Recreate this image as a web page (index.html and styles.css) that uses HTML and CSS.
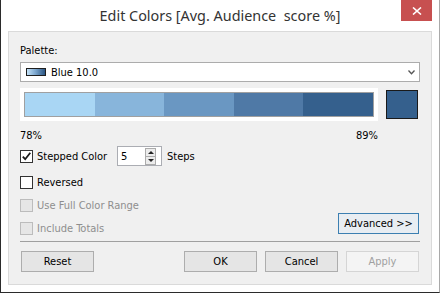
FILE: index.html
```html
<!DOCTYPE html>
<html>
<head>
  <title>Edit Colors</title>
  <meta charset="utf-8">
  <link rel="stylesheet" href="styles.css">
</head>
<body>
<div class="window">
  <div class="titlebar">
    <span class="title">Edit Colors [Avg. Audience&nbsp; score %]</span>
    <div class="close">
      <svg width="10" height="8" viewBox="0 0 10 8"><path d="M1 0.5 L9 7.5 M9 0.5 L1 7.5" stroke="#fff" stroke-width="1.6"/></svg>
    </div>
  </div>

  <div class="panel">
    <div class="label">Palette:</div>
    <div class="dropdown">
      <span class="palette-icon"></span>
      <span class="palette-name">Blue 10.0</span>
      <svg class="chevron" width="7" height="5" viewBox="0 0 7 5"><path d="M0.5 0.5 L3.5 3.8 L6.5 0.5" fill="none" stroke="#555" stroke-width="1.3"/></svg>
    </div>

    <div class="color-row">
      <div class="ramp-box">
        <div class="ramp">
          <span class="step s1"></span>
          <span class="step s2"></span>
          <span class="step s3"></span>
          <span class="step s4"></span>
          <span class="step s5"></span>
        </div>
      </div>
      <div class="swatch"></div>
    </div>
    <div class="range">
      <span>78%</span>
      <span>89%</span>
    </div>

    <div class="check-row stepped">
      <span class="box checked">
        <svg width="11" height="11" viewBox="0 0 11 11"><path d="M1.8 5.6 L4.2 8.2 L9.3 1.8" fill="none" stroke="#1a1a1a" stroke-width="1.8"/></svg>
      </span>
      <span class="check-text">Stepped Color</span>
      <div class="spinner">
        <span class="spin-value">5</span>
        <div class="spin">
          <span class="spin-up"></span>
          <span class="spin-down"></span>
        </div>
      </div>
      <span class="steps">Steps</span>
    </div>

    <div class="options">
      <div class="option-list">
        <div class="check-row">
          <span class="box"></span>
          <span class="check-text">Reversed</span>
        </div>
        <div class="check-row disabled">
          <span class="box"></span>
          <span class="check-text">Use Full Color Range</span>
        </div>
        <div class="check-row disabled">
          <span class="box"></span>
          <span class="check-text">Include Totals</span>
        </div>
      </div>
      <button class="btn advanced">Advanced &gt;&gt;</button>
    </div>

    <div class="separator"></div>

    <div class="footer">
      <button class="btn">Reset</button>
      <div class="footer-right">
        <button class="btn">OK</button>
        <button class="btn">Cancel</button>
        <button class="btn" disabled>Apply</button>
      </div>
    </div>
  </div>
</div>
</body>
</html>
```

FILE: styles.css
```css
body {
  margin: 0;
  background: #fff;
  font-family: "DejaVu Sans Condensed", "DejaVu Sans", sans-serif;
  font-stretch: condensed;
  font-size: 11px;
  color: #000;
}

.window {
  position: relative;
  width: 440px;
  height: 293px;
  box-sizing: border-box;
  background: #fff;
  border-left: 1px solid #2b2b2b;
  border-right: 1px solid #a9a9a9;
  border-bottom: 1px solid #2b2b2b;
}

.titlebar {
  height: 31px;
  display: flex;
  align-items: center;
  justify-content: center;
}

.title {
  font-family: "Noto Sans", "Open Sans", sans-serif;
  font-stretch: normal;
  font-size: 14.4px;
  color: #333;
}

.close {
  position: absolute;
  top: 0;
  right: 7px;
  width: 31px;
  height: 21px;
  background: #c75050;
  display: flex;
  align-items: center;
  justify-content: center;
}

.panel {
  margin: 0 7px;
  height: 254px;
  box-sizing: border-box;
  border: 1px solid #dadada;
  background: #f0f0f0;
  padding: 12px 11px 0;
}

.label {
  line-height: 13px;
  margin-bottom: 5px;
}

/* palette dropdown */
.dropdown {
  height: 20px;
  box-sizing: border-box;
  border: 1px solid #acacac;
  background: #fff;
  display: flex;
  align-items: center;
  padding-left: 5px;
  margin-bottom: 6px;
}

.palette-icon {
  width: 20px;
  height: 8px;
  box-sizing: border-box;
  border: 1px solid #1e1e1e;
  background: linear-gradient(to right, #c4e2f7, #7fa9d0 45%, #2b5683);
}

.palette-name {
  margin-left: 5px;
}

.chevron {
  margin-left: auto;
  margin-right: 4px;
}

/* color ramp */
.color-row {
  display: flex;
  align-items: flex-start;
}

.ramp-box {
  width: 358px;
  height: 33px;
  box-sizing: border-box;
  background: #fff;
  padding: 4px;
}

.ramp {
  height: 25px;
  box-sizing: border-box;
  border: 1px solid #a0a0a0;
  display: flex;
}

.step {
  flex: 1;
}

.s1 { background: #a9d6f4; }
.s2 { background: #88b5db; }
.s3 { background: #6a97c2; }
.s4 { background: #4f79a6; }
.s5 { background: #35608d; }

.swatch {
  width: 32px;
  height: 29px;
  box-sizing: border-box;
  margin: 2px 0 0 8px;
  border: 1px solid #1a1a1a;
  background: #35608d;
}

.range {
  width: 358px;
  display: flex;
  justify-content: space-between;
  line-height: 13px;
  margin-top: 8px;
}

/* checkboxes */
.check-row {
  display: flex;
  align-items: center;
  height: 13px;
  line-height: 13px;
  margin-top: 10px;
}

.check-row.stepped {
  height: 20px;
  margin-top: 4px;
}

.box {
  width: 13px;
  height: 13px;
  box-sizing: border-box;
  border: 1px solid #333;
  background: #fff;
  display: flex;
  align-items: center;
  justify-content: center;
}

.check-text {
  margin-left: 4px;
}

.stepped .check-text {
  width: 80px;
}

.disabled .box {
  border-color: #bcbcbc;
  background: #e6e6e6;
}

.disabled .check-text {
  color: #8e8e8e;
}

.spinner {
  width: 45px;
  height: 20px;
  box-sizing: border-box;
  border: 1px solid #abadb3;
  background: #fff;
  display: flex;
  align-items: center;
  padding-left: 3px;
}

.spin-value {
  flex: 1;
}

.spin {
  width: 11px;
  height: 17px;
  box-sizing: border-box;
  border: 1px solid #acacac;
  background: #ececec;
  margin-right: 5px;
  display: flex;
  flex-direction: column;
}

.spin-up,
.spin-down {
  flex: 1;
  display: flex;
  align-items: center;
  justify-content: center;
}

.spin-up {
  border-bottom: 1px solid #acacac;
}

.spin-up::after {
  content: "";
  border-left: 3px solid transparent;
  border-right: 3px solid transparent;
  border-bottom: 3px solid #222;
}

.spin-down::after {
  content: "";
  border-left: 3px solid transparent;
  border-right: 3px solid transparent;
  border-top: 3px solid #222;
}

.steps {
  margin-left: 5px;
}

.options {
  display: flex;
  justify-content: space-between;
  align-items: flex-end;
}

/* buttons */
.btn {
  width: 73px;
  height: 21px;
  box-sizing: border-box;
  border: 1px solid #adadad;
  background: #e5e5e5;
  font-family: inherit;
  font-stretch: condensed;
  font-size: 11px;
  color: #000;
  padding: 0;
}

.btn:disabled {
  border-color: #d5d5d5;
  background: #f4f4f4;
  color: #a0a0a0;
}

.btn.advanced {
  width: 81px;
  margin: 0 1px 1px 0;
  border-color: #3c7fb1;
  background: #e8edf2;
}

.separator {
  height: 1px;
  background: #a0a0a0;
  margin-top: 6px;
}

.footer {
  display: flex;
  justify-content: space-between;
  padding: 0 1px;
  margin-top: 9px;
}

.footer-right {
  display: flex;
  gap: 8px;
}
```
──────────
### WHAT TO DO
Transcribe each line above verbatim, with the pictures left out.

### WRITTEN ANSWER
Recreate this image as a web page (index.html and styles.css) that uses HTML and CSS.
FILE: index.html
```html
<!DOCTYPE html>
<html>
<head>
  <title>Edit Colors</title>
  <meta charset="utf-8">
  <link rel="stylesheet" href="styles.css">
</head>
<body>
<div class="window">
  <div class="titlebar">
    <span class="title">Edit Colors [Avg. Audience&nbsp; score %]</span>
    <div class="close">
      <svg width="10" height="8" viewBox="0 0 10 8"><path d="M1 0.5 L9 7.5 M9 0.5 L1 7.5" stroke="#fff" stroke-width="1.6"/></svg>
    </div>
  </div>

  <div class="panel">
    <div class="label">Palette:</div>
    <div class="dropdown">
      <span class="palette-icon"></span>
      <span class="palette-name">Blue 10.0</span>
      <svg class="chevron" width="7" height="5" viewBox="0 0 7 5"><path d="M0.5 0.5 L3.5 3.8 L6.5 0.5" fill="none" stroke="#555" stroke-width="1.3"/></svg>
    </div>

    <div class="color-row">
      <div class="ramp-box">
        <div class="ramp">
          <span class="step s1"></span>
          <span class="step s2"></span>
          <span class="step s3"></span>
          <span class="step s4"></span>
          <span class="step s5"></span>
        </div>
      </div>
      <div class="swatch"></div>
    </div>
    <div class="range">
      <span>78%</span>
      <span>89%</span>
    </div>

    <div class="check-row stepped">
      <span class="box checked">
        <svg width="11" height="11" viewBox="0 0 11 11"><path d="M1.8 5.6 L4.2 8.2 L9.3 1.8" fill="none" stroke="#1a1a1a" stroke-width="1.8"/></svg>
      </span>
      <span class="check-text">Stepped Color</span>
      <div class="spinner">
        <span class="spin-value">5</span>
        <div class="spin">
          <span class="spin-up"></span>
          <span class="spin-down"></span>
        </div>
      </div>
      <span class="steps">Steps</span>
    </div>

    <div class="options">
      <div class="option-list">
        <div class="check-row">
          <span class="box"></span>
          <span class="check-text">Reversed</span>
        </div>
        <div class="check-row disabled">
          <span class="box"></span>
          <span class="check-text">Use Full Color Range</span>
        </div>
        <div class="check-row disabled">
          <span class="box"></span>
          <span class="check-text">Include Totals</span>
        </div>
      </div>
      <button class="btn advanced">Advanced &gt;&gt;</button>
    </div>

    <div class="separator"></div>

    <div class="footer">
      <button class="btn">Reset</button>
      <div class="footer-right">
        <button class="btn">OK</button>
        <button class="btn">Cancel</button>
        <button class="btn" disabled>Apply</button>
      </div>
    </div>
  </div>
</div>
</body>
</html>
```

FILE: styles.css
```css
body {
  margin: 0;
  background: #fff;
  font-family: "DejaVu Sans Condensed", "DejaVu Sans", sans-serif;
  font-stretch: condensed;
  font-size: 11px;
  color: #000;
}

.window {
  position: relative;
  width: 440px;
  height: 293px;
  box-sizing: border-box;
  background: #fff;
  border-left: 1px solid #2b2b2b;
  border-right: 1px solid #a9a9a9;
  border-bottom: 1px solid #2b2b2b;
}

.titlebar {
  height: 31px;
  display: flex;
  align-items: center;
  justify-content: center;
}

.title {
  font-family: "Noto Sans", "Open Sans", sans-serif;
  font-stretch: normal;
  font-size: 14.4px;
  color: #333;
}

.close {
  position: absolute;
  top: 0;
  right: 7px;
  width: 31px;
  height: 21px;
  background: #c75050;
  display: flex;
  align-items: center;
  justify-content: center;
}

.panel {
  margin: 0 7px;
  height: 254px;
  box-sizing: border-box;
  border: 1px solid #dadada;
  background: #f0f0f0;
  padding: 12px 11px 0;
}

.label {
  line-height: 13px;
  margin-bottom: 5px;
}

/* palette dropdown */
.dropdown {
  height: 20px;
  box-sizing: border-box;
  border: 1px solid #acacac;
  background: #fff;
  display: flex;
  align-items: center;
  padding-left: 5px;
  margin-bottom: 6px;
}

.palette-icon {
  width: 20px;
  height: 8px;
  box-sizing: border-box;
  border: 1px solid #1e1e1e;
  background: linear-gradient(to right, #c4e2f7, #7fa9d0 45%, #2b5683);
}

.palette-name {
  margin-left: 5px;
}

.chevron {
  margin-left: auto;
  margin-right: 4px;
}

/* color ramp */
.color-row {
  display: flex;
  align-items: flex-start;
}

.ramp-box {
  width: 358px;
  height: 33px;
  box-sizing: border-box;
  background: #fff;
  padding: 4px;
}

.ramp {
  height: 25px;
  box-sizing: border-box;
  border: 1px solid #a0a0a0;
  display: flex;
}

.step {
  flex: 1;
}

.s1 { background: #a9d6f4; }
.s2 { background: #88b5db; }
.s3 { background: #6a97c2; }
.s4 { background: #4f79a6; }
.s5 { background: #35608d; }

.swatch {
  width: 32px;
  height: 29px;
  box-sizing: border-box;
  margin: 2px 0 0 8px;
  border: 1px solid #1a1a1a;
  background: #35608d;
}

.range {
  width: 358px;
  display: flex;
  justify-content: space-between;
  line-height: 13px;
  margin-top: 8px;
}

/* checkboxes */
.check-row {
  display: flex;
  align-items: center;
  height: 13px;
  line-height: 13px;
  margin-top: 10px;
}

.check-row.stepped {
  height: 20px;
  margin-top: 4px;
}

.box {
  width: 13px;
  height: 13px;
  box-sizing: border-box;
  border: 1px solid #333;
  background: #fff;
  display: flex;
  align-items: center;
  justify-content: center;
}

.check-text {
  margin-left: 4px;
}

.stepped .check-text {
  width: 80px;
}

.disabled .box {
  border-color: #bcbcbc;
  background: #e6e6e6;
}

.disabled .check-text {
  color: #8e8e8e;
}

.spinner {
  width: 45px;
  height: 20px;
  box-sizing: border-box;
  border: 1px solid #abadb3;
  background: #fff;
  display: flex;
  align-items: center;
  padding-left: 3px;
}

.spin-value {
  flex: 1;
}

.spin {
  width: 11px;
  height: 17px;
  box-sizing: border-box;
  border: 1px solid #acacac;
  background: #ececec;
  margin-right: 5px;
  display: flex;
  flex-direction: column;
}

.spin-up,
.spin-down {
  flex: 1;
  display: flex;
  align-items: center;
  justify-content: center;
}

.spin-up {
  border-bottom: 1px solid #acacac;
}

.spin-up::after {
  content: "";
  border-left: 3px solid transparent;
  border-right: 3px solid transparent;
  border-bottom: 3px solid #222;
}

.spin-down::after {
  content: "";
  border-left: 3px solid transparent;
  border-right: 3px solid transparent;
  border-top: 3px solid #222;
}

.steps {
  margin-left: 5px;
}

.options {
  display: flex;
  justify-content: space-between;
  align-items: flex-end;
}

/* buttons */
.btn {
  width: 73px;
  height: 21px;
  box-sizing: border-box;
  border: 1px solid #adadad;
  background: #e5e5e5;
  font-family: inherit;
  font-stretch: condensed;
  font-size: 11px;
  color: #000;
  padding: 0;
}

.btn:disabled {
  border-color: #d5d5d5;
  background: #f4f4f4;
  color: #a0a0a0;
}

.btn.advanced {
  width: 81px;
  margin: 0 1px 1px 0;
  border-color: #3c7fb1;
  background: #e8edf2;
}

.separator {
  height: 1px;
  background: #a0a0a0;
  margin-top: 6px;
}

.footer {
  display: flex;
  justify-content: space-between;
  padding: 0 1px;
  margin-top: 9px;
}

.footer-right {
  display: flex;
  gap: 8px;
}
```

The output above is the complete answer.